What the task requires
Look through the material below for "this". Copy every line that contains it.

Source material
—————

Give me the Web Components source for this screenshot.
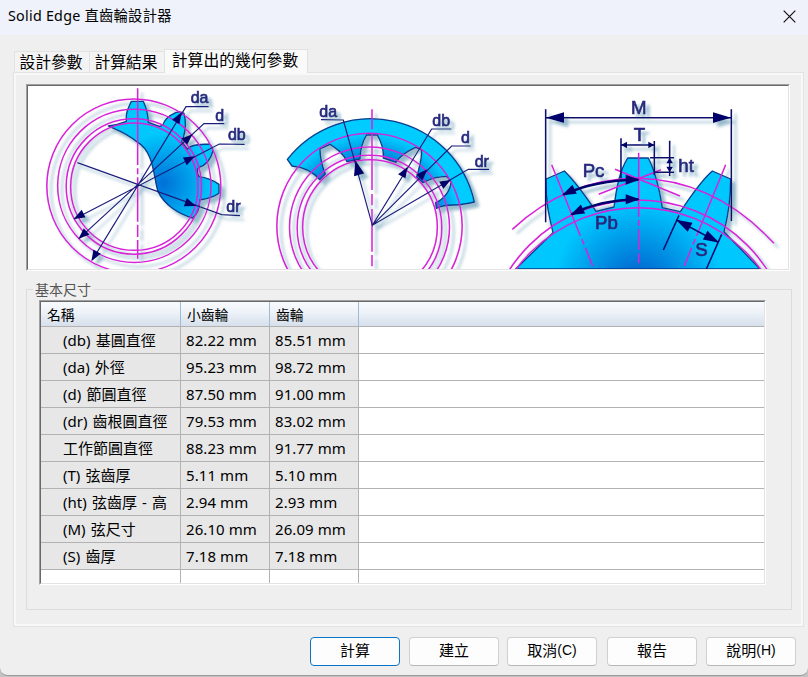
<!DOCTYPE html>
<html lang="zh-Hant">
<head>
<meta charset="utf-8">
<title>Solid Edge 直齒輪設計器</title>
<style>
html,body{margin:0;width:808px;height:677px;overflow:hidden;background:#c3c3c3}
body{font-family:"Noto Sans","Noto Sans CJK TC",sans-serif;color:#000}
</style>
</head>
<body>
<gear-dialog heading="Solid Edge 直齒輪設計器">
  <tab-strip slot="tabs">
    <tab-item>設計參數</tab-item><tab-item>計算結果</tab-item><tab-item active>計算出的幾何參數</tab-item>
  </tab-strip>
  <gear-diagrams></gear-diagrams>
  <group-box label="基本尺寸"><data-grid></data-grid></group-box>
  <push-button slot="actions" primary>計算</push-button>
  <push-button slot="actions">建立</push-button>
  <push-button slot="actions" style="margin-left:-1px">取消<span>(C)</span></push-button>
  <push-button slot="actions" style="margin-left:1px">報告</push-button>
  <push-button slot="actions">說明<span>(H)</span></push-button>
</gear-dialog>
<script>
const define = (name, render) => customElements.define(name, class extends HTMLElement {
  constructor() {
    super();
    this.attachShadow({mode: 'open'});
  }
  connectedCallback() {
    this.shadowRoot.innerHTML = render(this);
  }
});

define('gear-dialog', el => `
<style>
:host{display:flex;flex-direction:column;box-sizing:border-box;width:808px;height:676px;background:#efefef;border-bottom:1px solid #999;border-radius:0 0 8px 8px;overflow:hidden}
header{flex:none;height:35px;background:#eff2fa;display:flex;align-items:center;justify-content:space-between;padding:0 12px 0 8px;box-sizing:border-box}
h1{margin:0;font-size:14.3px;letter-spacing:.25px;font-weight:400;line-height:20px;margin-top:-4px;white-space:nowrap}
header svg{display:block;margin-top:-3px}
main{flex:none;padding:14px 4px 0 13px}
.page{box-sizing:border-box;width:791px;height:555px;border:1px solid #e2e2e2;box-shadow:inset 0 0 0 2px #f8f8f8;padding:11px 11px 0 12px}
footer{display:flex;gap:9px;padding:10px 12px 0 0;justify-content:flex-end}
</style>
<header><h1>${el.getAttribute('heading')}</h1>
<svg width="13" height="13" viewBox="0 0 13 13"><path d="M.7.7 12.3 12.3M12.3.7.7 12.3" stroke="#111" stroke-width="1.2"/></svg></header>
<main><slot name="tabs"></slot><div class="page"><slot></slot></div></main>
<footer><slot name="actions"></slot></footer>`);

define('tab-strip', () => `
<style>:host{display:flex;align-items:flex-end;height:23px;padding-left:1px;position:relative;z-index:1}</style><slot></slot>`);

define('tab-item', () => `
<style>
:host{box-sizing:border-box;display:flex;justify-content:center;align-items:center;width:76px;height:21px;margin-right:-1px;border:1px solid #e2e2e2;border-bottom:0;background:#f3f3f3;font:15.8px/20px "Noto Sans CJK TC",sans-serif;white-space:nowrap;padding:0 2px 1px 0}
:host([active]){width:144px;height:24px;margin-bottom:-1px;background:#fafafa;padding:0 2px 4px 0}
</style><slot></slot>`);

define('push-button', () => `
<style>
:host{box-sizing:border-box;display:flex;justify-content:center;align-items:center;width:90px;height:29px;border:1px solid #d0d0d0;border-bottom-color:#b8b8b8;border-radius:4px;background:#fdfdfd;font:15px/20px "Noto Sans CJK TC",sans-serif;padding-bottom:3px;white-space:nowrap}
:host([primary]){border-color:#0a74c8}
::slotted(span){font:14px/20px "Liberation Sans",sans-serif}
</style><slot></slot>`);

define('group-box', el => `
<style>
:host{display:block;margin-top:10px}
fieldset{box-sizing:border-box;margin:0;width:766px;height:329px;border:1px solid #dcdcdc;padding:2px 0 0 12px;min-width:0}
legend{font-size:14px;line-height:17px;height:17px;color:#555;padding:0 2px;margin-left:-6px}
</style>
<fieldset><legend>${el.getAttribute('label')}</legend><slot></slot></fieldset>`);

const ROWS = [
  ['(db) 基圓直徑', '82.22 mm', '85.51 mm'],
  ['(da) 外徑', '95.23 mm', '98.72 mm'],
  ['(d) 節圓直徑', '87.50 mm', '91.00 mm'],
  ['(dr) 齒根圓直徑', '79.53 mm', '83.02 mm'],
  ['工作節圓直徑', '88.23 mm', '91.77 mm'],
  ['(T) 弦齒厚', '5.11 mm', '5.10 mm'],
  ['(ht) 弦齒厚 - 高', '2.94 mm', '2.93 mm'],
  ['(M) 弦尺寸', '26.10 mm', '26.09 mm'],
  ['(S) 齒厚', '7.18 mm', '7.18 mm'],
  ['', '', '']
];

define('data-grid', () => `
<style>
:host{box-sizing:border-box;display:block;width:727px;height:285px;border:1px solid;border-color:#a0a0a0 #fff #fff #a0a0a0}
.inner{box-sizing:border-box;width:725px;height:283px;border:1px solid;border-color:#696969 #e3e3e3 #e3e3e3 #696969;background:#fff;overflow:hidden}
.row{display:grid;grid-template-columns:140px 89px 89px 1fr;height:27px}
.row>*{box-sizing:border-box;height:27px;border-bottom:1px solid #b2b2b2;border-right:1px solid #b2b2b2;font-size:15px;letter-spacing:.08px;line-height:27px;padding-left:5px;white-space:nowrap;background:#e7e7e7}
.row>:first-child{padding-left:22px;font-size:15px;letter-spacing:0;word-spacing:1.3px}
.row>:last-child{border-right:0;background:#fff}
.blank>*{background:#fff}
.head{height:25px}
.head>*,.head>:last-child{height:25px;background:linear-gradient(#f8fbfe,#edf2f8 45%,#d6dfeb);border-right-color:#9ebbd6;font-size:13.8px;letter-spacing:0;line-height:25px;padding-left:6px}
.head>:first-child{padding-left:6px;font-size:13.8px}
</style>
<div class="inner"><div class="row head"><span>名稱</span><span>小齒輪</span><span>齒輪</span><span></span></div>
${ROWS.map(r => `<div class="row${r[0] ? '' : ' blank'}">${r.map(c => `<span>${c}</span>`).join('')}<span></span></div>`).join('')}</div>`);

const label = (x, y, t) => `<text x="${x}" y="${y}">${t}</text>`;
const head = (x, y, fx, fy, len = 34, w = 13) => {
  const d = Math.hypot(x - fx, y - fy), ux = (x - fx) / d, uy = (y - fy) / d;
  const bx = x - ux * len, by = y - uy * len;
  return `<path class="h" d="M${x} ${y}L${bx - uy * w} ${by + ux * w}L${bx + uy * w} ${by - ux * w}Z"/>`;
};
const circles = list => list.map(([x, y, r]) => `<circle class="m" cx="${x}" cy="${y}" r="${r}"/>`).join('');

define('gear-diagrams', () => `
<style>
:host{box-sizing:border-box;display:block;width:764px;height:187px;border:1px solid;border-color:#a0a0a0 #fff #fff #a0a0a0}
.inner{box-sizing:border-box;width:762px;height:185px;border:1px solid;border-color:#696969 #e3e3e3 #e3e3e3 #696969;background:#fff}
svg{display:block}
.m{fill:none;stroke:#d822d8;stroke-width:4.6}
.n{fill:none;stroke:#1c1c7c;stroke-width:3.6}
.k{stroke:#08086c;stroke-width:4.6}
.a{stroke:#04046a;stroke-width:7.5}
.b{stroke:#083c8c;stroke-width:4;stroke-linejoin:round}
.h{fill:#04046a}
text{font:48px "Liberation Sans",Arial,sans-serif;fill:#28287e;stroke:#28287e;stroke-width:2}
.big text{font-size:56px}
</style>
<div class="inner"><svg width="760" height="183" viewBox="28 86 760 183">
<defs>
<filter id="s" filterUnits="userSpaceOnUse" x="-20" y="0" width="960" height="640"><feDropShadow dx="13" dy="13" stdDeviation="5" flood-color="#6c9fb8" flood-opacity=".7"/></filter>
<radialGradient id="g1" gradientUnits="userSpaceOnUse" cx="430" cy="310" r="150"><stop stop-color="#0070d8"/><stop offset="1" stop-color="#00c8fc"/></radialGradient>
<radialGradient id="g2" gradientUnits="userSpaceOnUse" cx="328" cy="438" r="316"><stop offset=".66" stop-color="#0084dc"/><stop offset=".87" stop-color="#00ccff"/></radialGradient>
<radialGradient id="g3" gradientUnits="userSpaceOnUse" cx="415" cy="620" r="320"><stop stop-color="#0058c8"/><stop offset=".8" stop-color="#00c8ff"/></radialGradient>
</defs>
<g transform="translate(20 80) scale(.33333)"><g filter="url(#s)">
<path class="b" fill="url(#g1)" d="M265 138Q295 134 319 124C316 98 325 84 334 64H370C380 86 384 98 385 127L418 139L428 136C434 116 449 106 467 98Q482 92 492 100C499 125 497 150 490 173L485 185L502 207C515 192 540 194 568 192Q576 195 579 213C573 235 560 255 536 263Q528 272 537 290C557 292 572 296 597 313V340C579 353 562 357 539 360C540 382 532 402 518 414C473 402 433 373 414 335C400 290 403 215 350 185C322 160 292 150 265 138Z"/>
${circles([[341.5, 318, 261], [343, 317.5, 230], [341.5, 319.5, 203], [343, 320, 191]])}
<path class="m" d="M353 25V255M353 265V283M353 292V425M353 434V471M353 480V536"/>
<path class="n" d="M566 80H498L217 540M613 131H552L178 475M674 193L598 192L163 417M172 248L605 404L660 407"/>
${head(485, 97, 352, 315)}${head(214, 544, 352, 315)}${head(518, 162, 352, 315)}${head(175, 477, 352, 315)}${head(525, 229, 352, 315)}${head(161, 417, 352, 315)}${head(528, 378, 352, 315)}
${label(512, 69, 'da')}${label(586, 122, 'd')}${label(624, 181, 'db')}${label(619, 395, 'dr')}
</g></g>
<g transform="translate(260 80) scale(.33333)"><g filter="url(#s)">
<path class="b" fill="url(#g2)" d="M82 238A318 318 0 0 1 643 366Q610 374 585 375Q553 374 529 385L527 368C553 356 572 330 573 305L560 289C535 289 515 294 489 308L470 291C478 260 488 232 484 210L467 202C442 213 423 224 408 247L370 234C372 205 362 183 352 165H320C307 185 301 209 300 237L261 245C250 220 230 207 210 193L180 207C180 234 186 257 196 282L179 299C151 266 120 260 96 258Z"/>
${circles([[328.5, 438, 278], [328.5, 441, 240], [328.5, 443, 217], [330, 441, 202]])}
<path class="m" d="M336 88V148M336 158V330M336 342V376M336 387V515M336 525V559"/>
<path class="n" d="M183 119L250 120L337 436L515 147H574M632 198H575L337 436L625 268H687"/>
${head(286, 240, 337, 436, 46, 16)}${head(443, 260, 337, 436)}${head(502, 268, 337, 436)}${head(573, 299, 337, 436)}
${label(178, 111, 'da')}${label(517, 138, 'db')}${label(603, 190, 'd')}${label(644, 261, 'dr')}
</g></g>
<g class="big" transform="translate(500 80) scale(.33333)"><g filter="url(#s)">
<path class="b" fill="url(#g3)" d="M47 567L159 458C146 404 137 365 138 297L193 273C228 306 254 345 288 394L342 381C350 320 358 275 383 234H445C466 275 478 325 487 383L541 395C575 344 605 300 637 273L692 297C692 360 685 406 672 455L780 567Z"/>
<circle class="m" cx="415" cy="840" r="457"/><circle class="m" cx="415" cy="822" r="462"/>
<path class="m" d="M37 448Q203 295 415 295Q646 300 822 490"/>
<path class="m" d="M345 268L540 348M296 343L483 269M416 218V410M416 420V438M416 448V510M416 520V550M155 254L241 467M245 477L252 493M256 503L278 558M677 254L590 467M586 477L579 493M575 503L553 558"/>
<path class="n k" d="M137 88V427M694 88V423M137 113H694M363 175V295M463 183V285M363 195H463M450 233H522M465 277H522M509 182V288M537 406L490 510M665 463L619 567M530 420L655 487"/>
<path class="n a" d="M190 344Q285 300 415 299M215 403Q300 360 415 358"/>
${head(137, 113, 300, 113, 55, 16)}${head(694, 113, 400, 113, 55, 16)}${head(363, 195, 400, 195, 18, 10)}${head(463, 195, 400, 195, 18, 10)}${head(509, 233, 509, 260, 17, 10)}${head(509, 277, 509, 250, 17, 10)}
${head(186, 346, 240, 320, 42, 15)}${head(419, 299, 350, 299, 42, 15)}${head(211, 405, 260, 382, 42, 15)}${head(419, 358, 350, 358, 42, 15)}${head(528, 419, 655, 487, 48, 15)}${head(658, 488, 528, 419, 48, 15)}
${label(393, 103, 'M')}${label(401, 184, 'T')}${label(535, 276, 'ht')}${label(248, 292, 'Pc')}${label(285, 446, 'Pb')}${label(586, 529, 'S')}
</g></g>
</svg></div>`);
</script>
</body>
</html>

—————

Response
Give me the Web Components source for this screenshot.
    this.attachShadow({mode: 'open'});
    this.shadowRoot.innerHTML = render(this);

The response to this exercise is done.